%%

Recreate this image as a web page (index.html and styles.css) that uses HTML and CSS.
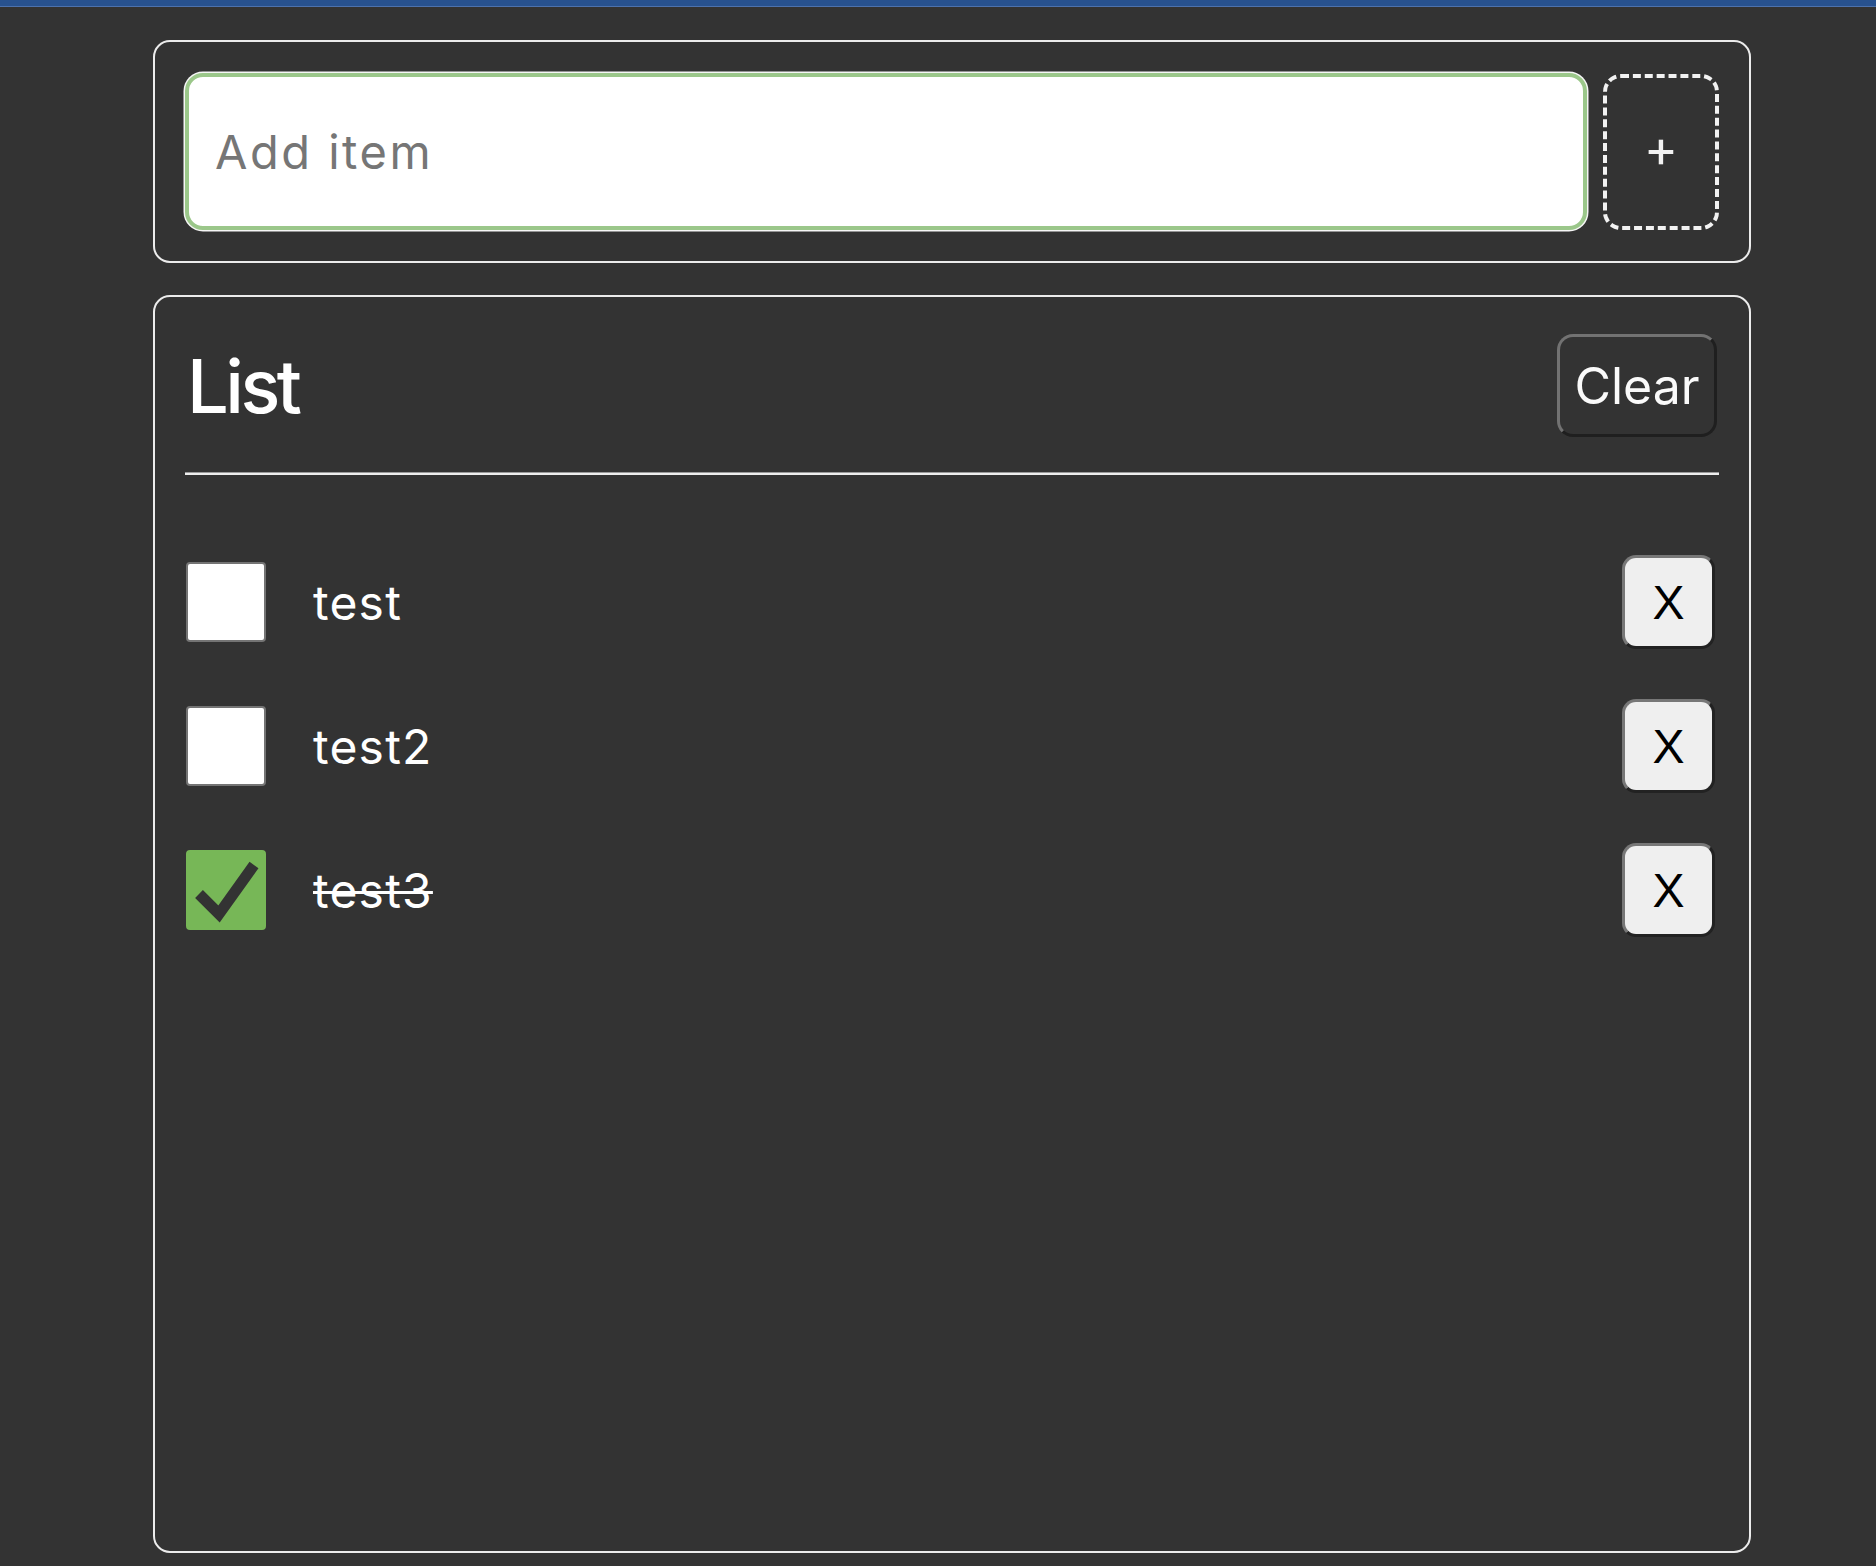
FILE: index.html
```html
<!DOCTYPE html>
<html lang="en">
<head>
<meta charset="utf-8">
<title>List</title>
<link rel="stylesheet" href="styles.css">
</head>
<body>
<div class="topbar"></div>
<main class="wrap">
  <section class="card add-card">
    <input class="add-input" type="text" placeholder="Add item">
    <button class="add-btn" type="button">+</button>
  </section>
  <section class="card list-card">
    <header class="list-head">
      <h1 class="list-title">List</h1>
      <button class="clear-btn" type="button">Clear</button>
    </header>
    <hr class="divider">
    <ul class="items">
      <li class="item">
        <span class="check"></span>
        <span class="label">test</span>
        <button class="del-btn" type="button">X</button>
      </li>
      <li class="item">
        <span class="check"></span>
        <span class="label">test2</span>
        <button class="del-btn" type="button">X</button>
      </li>
      <li class="item done">
        <span class="check checked">
          <svg viewBox="0 0 80 80" width="80" height="80" aria-hidden="true"><polyline points="13,44 33,64 68,15" fill="none" stroke="#333" stroke-width="11"/></svg>
        </span>
        <span class="label">test3</span>
        <button class="del-btn" type="button">X</button>
      </li>
    </ul>
  </section>
</main>
</body>
</html>
```
FILE: styles.css
```css
* { box-sizing: border-box; }
html, body { margin: 0; padding: 0; }
body {
  background: #333333;
  font-family: Inter, "Noto Sans", sans-serif;
  color: #fff;
  width: 1876px;
  height: 1566px;
  overflow: hidden;
}
.topbar {
  height: 7px;
  background: #28528f;
  border-bottom: 1px solid #4d72ad;
}
.wrap {
  margin-left: 153px;
  width: 1598px;
  padding-top: 33px;
}
.card {
  border: 2px solid #ececec;
  border-radius: 17px;
}
.add-card {
  display: flex;
  align-items: center;
  gap: 16px;
  padding: 31px 30px 31px 30px;
}
.add-input {
  flex: 1;
  height: 157px;
  border: 4px solid #9bc78a;
  box-shadow: 0 0 0 1.5px #f6f6f6;
  border-radius: 18px;
  background: #fff;
  padding: 0 0 0 26px;
  font-family: Inter, sans-serif;
  font-size: 47px;
  letter-spacing: 2.5px;
  color: #222;
  outline: none;
}
.add-input::placeholder { color: #767676; }
.add-btn {
  width: 116px;
  height: 156px;
  border: 4px dashed #f2f2f2;
  border-radius: 18px;
  background: transparent;
  color: #f2f2f2;
  font-family: Inter, sans-serif;
  font-size: 52px;
  font-weight: 400;
  padding: 0 0 6px;
}
.list-card {
  margin-top: 32px;
  height: 1258px;
  padding: 37px 30px 30px 30px;
}
.list-head {
  display: flex;
  align-items: center;
  justify-content: space-between;
}
.list-title {
  margin: 0;
  font-family: Inter, sans-serif;
  font-weight: 500;
  font-size: 74px;
  letter-spacing: -3.5px;
  line-height: 1;
  padding-left: 2px;
}
.clear-btn {
  width: 160px;
  height: 103px;
  margin-right: 2px;
  background: #333;
  color: #fafafa;
  border: 3px solid;
  border-color: #727272 #1f1f1f #1f1f1f #727272;
  border-radius: 16px;
  font-family: Inter, sans-serif;
  font-size: 50px;
  padding: 0;
}
.divider {
  margin: 35px 0 0 0;
  height: 0;
  border: 0;
  border-top: 1px solid #9a9a9a;
  border-bottom: 2px solid #eeeeee;
}
.items {
  list-style: none;
  margin: 80px 0 0 0;
  padding: 0;
  display: flex;
  flex-direction: column;
  gap: 50px;
}
.item {
  display: flex;
  align-items: center;
  height: 94px;
}
.check {
  width: 80px;
  height: 80px;
  flex: none;
  margin-left: 1px;
  background: #fff;
  border: 2px solid #747474;
  border-radius: 4px;
  position: relative;
}
.check.checked {
  background: #77b757;
  border-color: #77b757;
}
.check svg {
  position: absolute;
  left: -2px;
  top: -2px;
}
.label {
  margin-left: 47px;
  flex: 1;
  font-family: Inter, sans-serif;
  font-size: 48px;
  letter-spacing: 1.2px;
  color: #fff;
}
.done .label {
  text-decoration: line-through;
  text-decoration-thickness: 3px;
}
.del-btn {
  width: 93px;
  height: 94px;
  margin-right: 4px;
  background: #efefef;
  color: #000;
  border: 3px solid;
  border-color: #777 #222 #222 #777;
  border-radius: 14px;
  font-family: "Liberation Sans", Arial, sans-serif;
  font-size: 48px;
  padding: 0;
}
```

%%

WRITTEN PROBLEM: The data above needs to be retyped exactly, with the images left out.

SOLUTION TO THE EXERCISE:
Recreate this image as a web page (index.html and styles.css) that uses HTML and CSS.
FILE: index.html
```html
<!DOCTYPE html>
<html lang="en">
<head>
<meta charset="utf-8">
<title>List</title>
<link rel="stylesheet" href="styles.css">
</head>
<body>
<div class="topbar"></div>
<main class="wrap">
  <section class="card add-card">
    <input class="add-input" type="text" placeholder="Add item">
    <button class="add-btn" type="button">+</button>
  </section>
  <section class="card list-card">
    <header class="list-head">
      <h1 class="list-title">List</h1>
      <button class="clear-btn" type="button">Clear</button>
    </header>
    <hr class="divider">
    <ul class="items">
      <li class="item">
        <span class="check"></span>
        <span class="label">test</span>
        <button class="del-btn" type="button">X</button>
      </li>
      <li class="item">
        <span class="check"></span>
        <span class="label">test2</span>
        <button class="del-btn" type="button">X</button>
      </li>
      <li class="item done">
        <span class="check checked">
          <svg viewBox="0 0 80 80" width="80" height="80" aria-hidden="true"><polyline points="13,44 33,64 68,15" fill="none" stroke="#333" stroke-width="11"/></svg>
        </span>
        <span class="label">test3</span>
        <button class="del-btn" type="button">X</button>
      </li>
    </ul>
  </section>
</main>
</body>
</html>
```
FILE: styles.css
```css
* { box-sizing: border-box; }
html, body { margin: 0; padding: 0; }
body {
  background: #333333;
  font-family: Inter, "Noto Sans", sans-serif;
  color: #fff;
  width: 1876px;
  height: 1566px;
  overflow: hidden;
}
.topbar {
  height: 7px;
  background: #28528f;
  border-bottom: 1px solid #4d72ad;
}
.wrap {
  margin-left: 153px;
  width: 1598px;
  padding-top: 33px;
}
.card {
  border: 2px solid #ececec;
  border-radius: 17px;
}
.add-card {
  display: flex;
  align-items: center;
  gap: 16px;
  padding: 31px 30px 31px 30px;
}
.add-input {
  flex: 1;
  height: 157px;
  border: 4px solid #9bc78a;
  box-shadow: 0 0 0 1.5px #f6f6f6;
  border-radius: 18px;
  background: #fff;
  padding: 0 0 0 26px;
  font-family: Inter, sans-serif;
  font-size: 47px;
  letter-spacing: 2.5px;
  color: #222;
  outline: none;
}
.add-input::placeholder { color: #767676; }
.add-btn {
  width: 116px;
  height: 156px;
  border: 4px dashed #f2f2f2;
  border-radius: 18px;
  background: transparent;
  color: #f2f2f2;
  font-family: Inter, sans-serif;
  font-size: 52px;
  font-weight: 400;
  padding: 0 0 6px;
}
.list-card {
  margin-top: 32px;
  height: 1258px;
  padding: 37px 30px 30px 30px;
}
.list-head {
  display: flex;
  align-items: center;
  justify-content: space-between;
}
.list-title {
  margin: 0;
  font-family: Inter, sans-serif;
  font-weight: 500;
  font-size: 74px;
  letter-spacing: -3.5px;
  line-height: 1;
  padding-left: 2px;
}
.clear-btn {
  width: 160px;
  height: 103px;
  margin-right: 2px;
  background: #333;
  color: #fafafa;
  border: 3px solid;
  border-color: #727272 #1f1f1f #1f1f1f #727272;
  border-radius: 16px;
  font-family: Inter, sans-serif;
  font-size: 50px;
  padding: 0;
}
.divider {
  margin: 35px 0 0 0;
  height: 0;
  border: 0;
  border-top: 1px solid #9a9a9a;
  border-bottom: 2px solid #eeeeee;
}
.items {
  list-style: none;
  margin: 80px 0 0 0;
  padding: 0;
  display: flex;
  flex-direction: column;
  gap: 50px;
}
.item {
  display: flex;
  align-items: center;
  height: 94px;
}
.check {
  width: 80px;
  height: 80px;
  flex: none;
  margin-left: 1px;
  background: #fff;
  border: 2px solid #747474;
  border-radius: 4px;
  position: relative;
}
.check.checked {
  background: #77b757;
  border-color: #77b757;
}
.check svg {
  position: absolute;
  left: -2px;
  top: -2px;
}
.label {
  margin-left: 47px;
  flex: 1;
  font-family: Inter, sans-serif;
  font-size: 48px;
  letter-spacing: 1.2px;
  color: #fff;
}
.done .label {
  text-decoration: line-through;
  text-decoration-thickness: 3px;
}
.del-btn {
  width: 93px;
  height: 94px;
  margin-right: 4px;
  background: #efefef;
  color: #000;
  border: 3px solid;
  border-color: #777 #222 #222 #777;
  border-radius: 14px;
  font-family: "Liberation Sans", Arial, sans-serif;
  font-size: 48px;
  padding: 0;
}
```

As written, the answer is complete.